+++ INFORMATION SHOWN +++
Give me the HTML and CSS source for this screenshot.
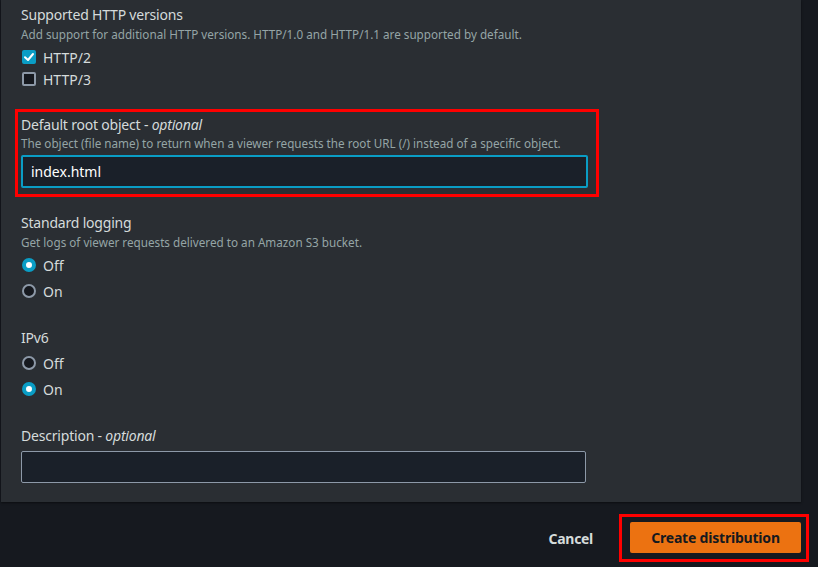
FILE: index.html
```html
<!DOCTYPE html>
<html>
<head>
<meta charset="utf-8">
<link rel="stylesheet" href="styles.css">
</head>
<body>
<div class="panel">
  <section class="field f-http">
    <div class="label">Supported HTTP versions</div>
    <div class="desc">Add support for additional HTTP versions. HTTP/1.0 and HTTP/1.1 are supported by default.</div>
    <div class="opts">
      <div class="opt check"><span class="box on"><svg viewBox="0 0 14 14" width="14" height="14"><path d="M3 7.2 L6 10 L11 4" fill="none" stroke="#fff" stroke-width="2" stroke-linecap="round" stroke-linejoin="round"/></svg></span>HTTP/2</div>
      <div class="opt check"><span class="box"></span>HTTP/3</div>
    </div>
  </section>

  <section class="highlight">
    <div class="field f-root">
      <div class="label">Default root object - <i>optional</i></div>
      <div class="desc">The object (file name) to return when a viewer requests the root URL (/) instead of a specific object.</div>
      <div class="input focus">index.html</div>
    </div>
  </section>

  <section class="field f-log">
    <div class="label">Standard logging</div>
    <div class="desc">Get logs of viewer requests delivered to an Amazon S3 bucket.</div>
    <div class="opts">
      <div class="opt radio"><span class="dot on"></span>Off</div>
      <div class="opt radio"><span class="dot"></span>On</div>
    </div>
  </section>

  <section class="field f-ipv6">
    <div class="label">IPv6</div>
    <div class="opts">
      <div class="opt radio"><span class="dot"></span>Off</div>
      <div class="opt radio"><span class="dot on"></span>On</div>
    </div>
  </section>

  <section class="field f-desc">
    <div class="label">Description - <i>optional</i></div>
    <div class="input plain"></div>
  </section>
</div>

<div class="footer">
  <button class="cancel">Cancel</button>
  <div class="btn-mark"><button class="primary">Create distribution</button></div>
</div>
</body>
</html>
```

FILE: styles.css
```css
* { box-sizing: border-box; }
html, body { margin: 0; padding: 0; }
body {
  background: #16191f;
  font-family: "Noto Sans", "Open Sans", sans-serif;
  color: #d5dbdb;
  width: 818px;
  height: 567px;
  overflow: hidden;
}
.panel {
  margin-left: 1px;
  width: 800px;
  height: 502px;
  background: #2a2e33;
  padding: 5px 0 0 20px;
  box-shadow: 0 1px 2px rgba(0,0,0,0.5);
}
.label {
  font-size: 14px;
  line-height: 20px;
  color: #d5dbdb;
  letter-spacing: -0.2px;
}
.label i { color: #d5dbdb; }
.desc {
  font-size: 11.7px;
  line-height: 16px;
  color: #95a5a6;
  margin-top: 1px;
}
.opts { display: flex; flex-direction: column; }
.opt {
  display: flex;
  align-items: center;
  font-size: 14px;
  color: #d5dbdb;
  gap: 7px;
  padding-left: 1px;
}
.check { height: 22px; }
.f-http .opts { margin-top: 4px; }
.box {
  width: 14px; height: 14px;
  border: 2px solid #8d99a8;
  border-radius: 2px;
  background: #16191f;
  display: flex; align-items: center; justify-content: center;
}
.box.on { background: #0a9dc5; border-color: #0a9dc5; }
.box svg { flex: none; }
.radio { height: 26px; }
.dot {
  width: 14px; height: 14px;
  border-radius: 50%;
  border: 2px solid #8d99a8;
  background: #16191f;
}
.dot.on {
  border: 4.5px solid #0a9dc5;
  background: #fff;
}
.highlight {
  margin: 19px 0 0 -6px;
  width: 584px;
  border: 3px solid #ff0000;
  padding: 3px 8px 6px 3px;
}
.f-root .desc { margin-top: 0; }
.input {
  margin-top: 4px;
  height: 33px;
  width: 567px;
  background: #1a2029;
  border-radius: 2px;
  font-size: 14px;
  line-height: 29px;
  padding: 0 8px;
  color: #ffffff;
}
.input.focus { border: 2px solid #0a9dc5; }
.f-log { margin-top: 16px; }
.f-log .opts { margin-top: 2px; }
.f-ipv6 { margin-top: 24px; }
.f-ipv6 .opts { margin-top: 2px; }
.f-desc { margin-top: 24px; }
.input.plain {
  margin-top: 5px;
  height: 32px;
  width: 565px;
  border: 1px solid #8d99a8;
}
.footer {
  display: flex;
  justify-content: flex-end;
  align-items: center;
  padding: 12px 9px 0 0;
  gap: 26px;
}
.cancel {
  background: none;
  border: none;
  font-family: inherit;
  font-weight: 700;
  font-size: 14px;
  letter-spacing: -0.3px;
  color: #d5dbdb;
  padding: 0;
}
.btn-mark {
  border: 3px solid #ff0000;
  padding: 5px 5px 6px 8px;
}
.primary {
  display: block;
  width: 171px;
  height: 31px;
  background: #ec7211;
  border: none;
  border-radius: 2px;
  font-family: inherit;
  font-weight: 700;
  font-size: 14px;
  letter-spacing: -0.2px;
  color: #16191f;
  padding: 0;
}
```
+++
**YOUR TASK**
Reproduce the full listing faithfully, but do not carry over any pictures.

**REPLY**
Give me the HTML and CSS source for this screenshot.
FILE: index.html
```html
<!DOCTYPE html>
<html>
<head>
<meta charset="utf-8">
<link rel="stylesheet" href="styles.css">
</head>
<body>
<div class="panel">
  <section class="field f-http">
    <div class="label">Supported HTTP versions</div>
    <div class="desc">Add support for additional HTTP versions. HTTP/1.0 and HTTP/1.1 are supported by default.</div>
    <div class="opts">
      <div class="opt check"><span class="box on"><svg viewBox="0 0 14 14" width="14" height="14"><path d="M3 7.2 L6 10 L11 4" fill="none" stroke="#fff" stroke-width="2" stroke-linecap="round" stroke-linejoin="round"/></svg></span>HTTP/2</div>
      <div class="opt check"><span class="box"></span>HTTP/3</div>
    </div>
  </section>

  <section class="highlight">
    <div class="field f-root">
      <div class="label">Default root object - <i>optional</i></div>
      <div class="desc">The object (file name) to return when a viewer requests the root URL (/) instead of a specific object.</div>
      <div class="input focus">index.html</div>
    </div>
  </section>

  <section class="field f-log">
    <div class="label">Standard logging</div>
    <div class="desc">Get logs of viewer requests delivered to an Amazon S3 bucket.</div>
    <div class="opts">
      <div class="opt radio"><span class="dot on"></span>Off</div>
      <div class="opt radio"><span class="dot"></span>On</div>
    </div>
  </section>

  <section class="field f-ipv6">
    <div class="label">IPv6</div>
    <div class="opts">
      <div class="opt radio"><span class="dot"></span>Off</div>
      <div class="opt radio"><span class="dot on"></span>On</div>
    </div>
  </section>

  <section class="field f-desc">
    <div class="label">Description - <i>optional</i></div>
    <div class="input plain"></div>
  </section>
</div>

<div class="footer">
  <button class="cancel">Cancel</button>
  <div class="btn-mark"><button class="primary">Create distribution</button></div>
</div>
</body>
</html>
```

FILE: styles.css
```css
* { box-sizing: border-box; }
html, body { margin: 0; padding: 0; }
body {
  background: #16191f;
  font-family: "Noto Sans", "Open Sans", sans-serif;
  color: #d5dbdb;
  width: 818px;
  height: 567px;
  overflow: hidden;
}
.panel {
  margin-left: 1px;
  width: 800px;
  height: 502px;
  background: #2a2e33;
  padding: 5px 0 0 20px;
  box-shadow: 0 1px 2px rgba(0,0,0,0.5);
}
.label {
  font-size: 14px;
  line-height: 20px;
  color: #d5dbdb;
  letter-spacing: -0.2px;
}
.label i { color: #d5dbdb; }
.desc {
  font-size: 11.7px;
  line-height: 16px;
  color: #95a5a6;
  margin-top: 1px;
}
.opts { display: flex; flex-direction: column; }
.opt {
  display: flex;
  align-items: center;
  font-size: 14px;
  color: #d5dbdb;
  gap: 7px;
  padding-left: 1px;
}
.check { height: 22px; }
.f-http .opts { margin-top: 4px; }
.box {
  width: 14px; height: 14px;
  border: 2px solid #8d99a8;
  border-radius: 2px;
  background: #16191f;
  display: flex; align-items: center; justify-content: center;
}
.box.on { background: #0a9dc5; border-color: #0a9dc5; }
.box svg { flex: none; }
.radio { height: 26px; }
.dot {
  width: 14px; height: 14px;
  border-radius: 50%;
  border: 2px solid #8d99a8;
  background: #16191f;
}
.dot.on {
  border: 4.5px solid #0a9dc5;
  background: #fff;
}
.highlight {
  margin: 19px 0 0 -6px;
  width: 584px;
  border: 3px solid #ff0000;
  padding: 3px 8px 6px 3px;
}
.f-root .desc { margin-top: 0; }
.input {
  margin-top: 4px;
  height: 33px;
  width: 567px;
  background: #1a2029;
  border-radius: 2px;
  font-size: 14px;
  line-height: 29px;
  padding: 0 8px;
  color: #ffffff;
}
.input.focus { border: 2px solid #0a9dc5; }
.f-log { margin-top: 16px; }
.f-log .opts { margin-top: 2px; }
.f-ipv6 { margin-top: 24px; }
.f-ipv6 .opts { margin-top: 2px; }
.f-desc { margin-top: 24px; }
.input.plain {
  margin-top: 5px;
  height: 32px;
  width: 565px;
  border: 1px solid #8d99a8;
}
.footer {
  display: flex;
  justify-content: flex-end;
  align-items: center;
  padding: 12px 9px 0 0;
  gap: 26px;
}
.cancel {
  background: none;
  border: none;
  font-family: inherit;
  font-weight: 700;
  font-size: 14px;
  letter-spacing: -0.3px;
  color: #d5dbdb;
  padding: 0;
}
.btn-mark {
  border: 3px solid #ff0000;
  padding: 5px 5px 6px 8px;
}
.primary {
  display: block;
  width: 171px;
  height: 31px;
  background: #ec7211;
  border: none;
  border-radius: 2px;
  font-family: inherit;
  font-weight: 700;
  font-size: 14px;
  letter-spacing: -0.2px;
  color: #16191f;
  padding: 0;
}
```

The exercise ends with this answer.